The method devised by two English statisticians, Frank Duckworth and Tony Lewis, still followed today, has never been too kind on the South Africans, dating back to their WC debut in 1992, when the highly talented and enthusiastic bunch of cricketers saw their target against England, in the semi-finals, being revised, as if by magic, from a very gettable 22 off 13 balls, to a stiffer 22 off 7 balls, till finally settling down on the impossible 22 off 1 ball, all within a few moments of brisk calculations based on D/L.

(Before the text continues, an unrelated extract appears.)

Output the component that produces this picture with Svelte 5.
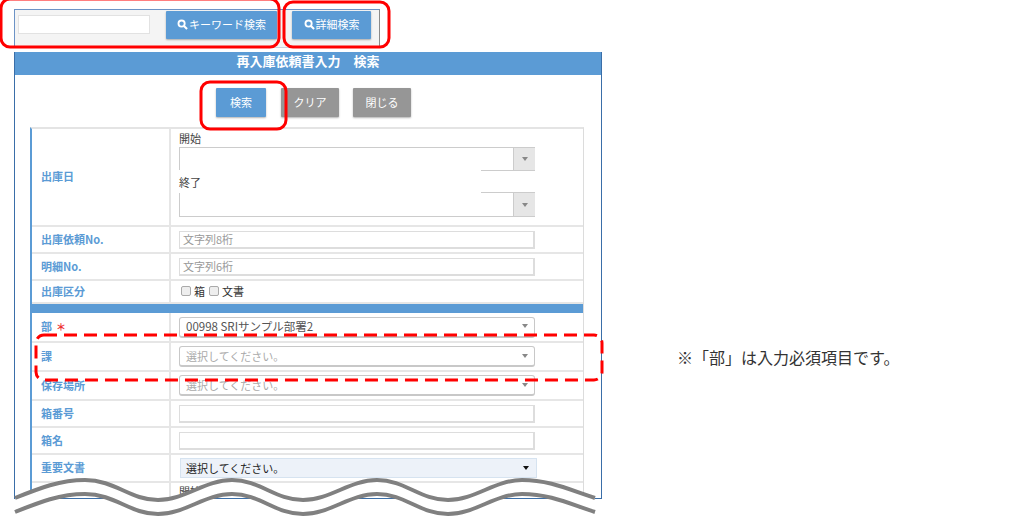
<script>
    const plainRows = [
        { label: "出庫依頼No.", placeholder: "文字列8桁", h: 27 },
        { label: "明細No.", placeholder: "文字列6桁", h: 27 },
    ];
    const deptRows = [
        { label: "部", text: "00998 SRIサンプル部署2", required: true, h: 30 },
        { label: "課", text: "選択してください。", muted: true, h: 29 },
        { label: "保存場所", text: "選択してください。", muted: true, h: 29 },
    ];
    const upper = "M15 498 C40 488 60 480 85 480 C115 480 130 500 158 500 C185 500 205 480 232 480 C260 480 275 500 303 500 C330 500 350 480 377 480 C405 480 420 500 448 500 C475 500 495 480 522 480 C550 480 570 490 595 498";
</script>

<div class="page">
    <main class="left">
        <div class="toolbar">
            <input class="keyword" />
            <button class="btn wide">
                <svg viewBox="0 0 12 12" width="11" height="11"><circle cx="5" cy="5" r="3.4" fill="none" stroke="#fff" stroke-width="2"/><path d="M7.6 7.6 11 11" stroke="#fff" stroke-width="2.2"/></svg>キーワード検索
            </button>
            <button class="btn detail">
                <svg viewBox="0 0 12 12" width="11" height="11"><circle cx="5" cy="5" r="3.4" fill="none" stroke="#fff" stroke-width="2"/><path d="M7.6 7.6 11 11" stroke="#fff" stroke-width="2.2"/></svg>詳細検索
            </button>
        </div>

        <section class="panel">
            <h1>再入庫依頼書入力　検索</h1>
            <div class="actions">
                <button class="btn search">検索</button>
                <button class="btn grey clear">クリア</button>
                <button class="btn grey close">閉じる</button>
            </div>

            <div class="table">
                <div class="row date-row">
                    <div class="label">出庫日</div>
                    <div class="value stack">
                        <span class="cap">開始</span>
                        <div class="date"><span class="arrow-box"><i class="tri"></i></span></div>
                        <span class="cap end">終了</span>
                        <div class="date tall"><span class="arrow-box"><i class="tri"></i></span></div>
                    </div>
                </div>
                {#each plainRows as r}
                    <div class="row" style="height: {r.h}px">
                        <div class="label">{r.label}</div>
                        <div class="value"><div class="field ph">{r.placeholder}</div></div>
                    </div>
                {/each}
                <div class="row" style="height: 23px">
                    <div class="label">出庫区分</div>
                    <div class="value checks">
                        <i class="check"></i><span>箱</span><i class="check"></i><span>文書</span>
                    </div>
                </div>
                <div class="band"></div>
                {#each deptRows as r}
                    <div class="row" style="height: {r.h}px">
                        <div class="label">{r.label}{#if r.required}<em>＊</em>{/if}</div>
                        <div class="value">
                            <div class="select" class:muted={r.muted}>{r.text}<i class="tri"></i></div>
                        </div>
                    </div>
                {/each}
                <div class="row" style="height: 27px">
                    <div class="label">箱番号</div>
                    <div class="value"><div class="field"></div></div>
                </div>
                <div class="row" style="height: 27px">
                    <div class="label">箱名</div>
                    <div class="value"><div class="field"></div></div>
                </div>
                <div class="row" style="height: 28px">
                    <div class="label">重要文書</div>
                    <div class="value"><div class="native">選択してください。<i class="tri dark"></i></div></div>
                </div>
                <div class="row last">
                    <div class="label"></div>
                    <div class="value top"><span class="cap">開始</span></div>
                </div>
            </div>
        </section>
    </main>

    <p class="note">※「部」は入力必須項目です。</p>

    <svg class="overlay" width="1024" height="516" viewBox="0 0 1024 516">
        <path d={`${upper} L595 512 C570 504 550 494 522 494 C495 494 475 514 448 514 C420 514 405 494 377 494 C350 494 330 514 303 514 C275 514 260 494 232 494 C205 494 185 514 158 514 C130 514 115 494 85 494 C60 494 40 502 15 512 Z`} fill="#fff"/>
        <path d={upper} class="wave"/>
        <path d={upper} class="wave" transform="translate(0 14)"/>
        <g fill="none" stroke="#f00" stroke-width="3">
            <rect x="1" y="-1" width="278" height="48" rx="9"/>
            <rect x="284" y="2" width="105" height="45" rx="9"/>
            <rect x="201" y="82" width="85" height="47" rx="9"/>
            <rect x="36" y="335" width="566" height="45" rx="8" stroke-dasharray="13 7"/>
        </g>
    </svg>
</div>

<style>
    :global(body) {
        margin: 0;
        background: #fff;
    }
    .page {
        position: relative;
        width: 1024px;
        height: 516px;
        overflow: hidden;
        display: flex;
        font-family: "Noto Sans CJK JP", "Liberation Sans", sans-serif;
        font-size: 11px;
        color: #333;
    }
    .left {
        width: 588px;
        padding: 9px 0 0 14px;
        flex: none;
    }
    .toolbar {
        display: flex;
        align-items: flex-start;
        width: 361px;
        height: 37px;
        padding-left: 3px;
        background: #f4f4f4;
        border: 1px solid #c8d2e0;
        border-top-color: #6c93c6;
        border-left-color: #6c93c6;
        border-right-color: #8a8a8a;
    }
    .keyword {
        width: 132px;
        height: 19px;
        margin: 5px 16px 0 0;
        padding: 0;
        box-sizing: border-box;
        background: #fff;
        border: 1px solid #e2e2e2;
    }
    .btn {
        display: flex;
        align-items: center;
        justify-content: center;
        gap: 1px;
        box-sizing: border-box;
        height: 28px;
        padding: 0 0 2px;
        border: 0;
        border-radius: 1px;
        background: #5b9bd5;
        color: #fff;
        font: inherit;
        box-shadow: 0 1px 2px rgba(0, 0, 0, 0.3);
    }
    .wide {
        width: 111px;
        margin: 1px 15px 0 0;
    }
    .detail {
        width: 79px;
        margin-top: 1px;
    }
    .panel {
        width: 586px;
        height: 446px;
        margin-top: 4px;
        overflow: hidden;
        background: #fff;
        border: 1px solid #3a6ea8;
        border-top: 0;
    }
    h1 {
        margin: 0;
        height: 23px;
        line-height: 18px;
        background: #5b9bd5;
        color: #fff;
        font-size: 13px;
        font-weight: 700;
        text-align: center;
    }
    .actions {
        display: flex;
        height: 29px;
        padding: 13px 0 10px 201px;
    }
    .search {
        width: 50px;
        margin-right: 15px;
    }
    .btn.grey {
        background: #969696;
    }
    .clear {
        width: 58px;
        margin-right: 14px;
    }
    .close {
        width: 58px;
    }
    .btn.search,
    .btn.clear,
    .btn.close {
        height: 29px;
    }
    .table {
        width: 551px;
        margin-left: 15px;
        border-top: 2px solid #e4e4e4;
        border-left: 2px solid #5b9bd5;
        border-right: 1px solid #dcdcdc;
    }
    .row {
        display: grid;
        grid-template-columns: 139px 1fr;
        box-sizing: border-box;
        border-bottom: 2px solid #e6e6e6;
    }
    .date-row {
        height: 98px;
    }
    .last {
        height: 40px;
        border-bottom: 0;
    }
    .label {
        display: flex;
        align-items: center;
        padding: 0 0 2px 9px;
        color: #5b9bd5;
        font-weight: 700;
        border-right: 2px solid #e6e6e6;
    }
    .label em {
        margin-left: 4px;
        color: #e33;
        font-style: normal;
        font-size: 10px;
    }
    .value {
        display: flex;
        align-items: center;
        padding-left: 8px;
        min-width: 0;
    }
    .top {
        align-items: flex-start;
    }
    .stack {
        flex-direction: column;
        align-items: flex-start;
        padding-top: 1px;
    }
    .cap {
        color: #444;
        line-height: 17px;
    }
    .stack .cap {
        height: 17px;
    }
    .stack .end {
        position: relative;
        width: 302px;
        height: 23px;
        margin: -1px 0;
        line-height: 24px;
        background: #fff;
    }
    .date {
        display: flex;
        justify-content: flex-end;
        box-sizing: border-box;
        width: 356px;
        height: 24px;
        border: 1px solid #ccc;
        border-right: 0;
        flex: none;
    }
    .date.tall {
        height: 25px;
    }
    .arrow-box {
        display: flex;
        align-items: center;
        justify-content: center;
        width: 21px;
        background: #e6e6e6;
        border-left: 1px solid #ccc;
    }
    .tri {
        width: 0;
        height: 0;
        border: 3.5px solid transparent;
        border-top: 4px solid #888;
        border-bottom: 0;
    }
    .tri.dark {
        border-top-color: #111;
    }
    .field {
        box-sizing: border-box;
        width: 356px;
        height: 18px;
        padding-left: 3px;
        line-height: 14px;
        border: 1px solid #ddd;
        border-right-width: 2px;
        border-bottom-width: 2px;
    }
    .ph {
        color: #999;
    }
    .checks {
        gap: 3px;
        padding: 0 0 2px 10px;
    }
    .checks span {
        margin-right: 1px;
    }
    .check {
        box-sizing: border-box;
        width: 10px;
        height: 10px;
        border: 1px solid #aaa;
        border-radius: 2px;
        background: #eee;
    }
    .band {
        height: 9px;
        background: #5b9bd5;
    }
    .select {
        display: flex;
        align-items: center;
        justify-content: space-between;
        box-sizing: border-box;
        width: 356px;
        height: 21px;
        padding: 0 6px 1px;
        border: 1px solid #c8c8c8;
        border-bottom-width: 2px;
        border-radius: 3px;
        color: #555;
        font-size: 11.5px;
    }
    .select.muted {
        color: #aaa;
        font-size: 11px;
    }
    .native {
        display: flex;
        align-items: center;
        justify-content: space-between;
        box-sizing: border-box;
        width: 357px;
        height: 20px;
        margin-left: 1px;
        padding: 0 7px 1px 5px;
        background: #edf2f9;
        border: 1px solid #d6e3f0;
        color: #222;
    }
    .note {
        margin: 345px 0 0 75px;
        height: 24px;
        font-size: 16px;
        line-height: 24px;
        color: #333;
        white-space: nowrap;
    }
    .overlay {
        position: absolute;
        left: 0;
        top: 0;
        pointer-events: none;
    }
    .wave {
        fill: none;
        stroke: #808080;
        stroke-width: 4;
    }
</style>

The dual force of D/L and ‘tied game’ was to hit the Proteas hard a few games later, in a must-win encounter against the Sri Lankans in Durban. Set a target of 268, Gibbs beautifully negotiated a rampaging Chaminda Vaas en route to a well-constructed 73; however, after his dismissal, the Proteas displayed yet another instance of brain-freeze, when Mark Boucher blocked the last legal delivery of the match, with the batting team on 229 – the specified D/L score at the end of the 45th over.
What Boucher, and apparently everyone in the South African team management, were not aware of was that the required D/L score shared by umpires is always the ‘par’ figure, i.e., the runs required to tie the match, not win it. The match ended as a tie, and the host nation was subject to the ignominy of an early exit.
While Gibbs did return for a solid, if not spectacular showing, in the 2007 WC, one in which the Proteas were ousted in the semi-finals by the unstoppable Australians, the right-hander’s associations with his team’s bizarre exits in the past is likely to override his tremendous contribution when playing at the highest level of the game.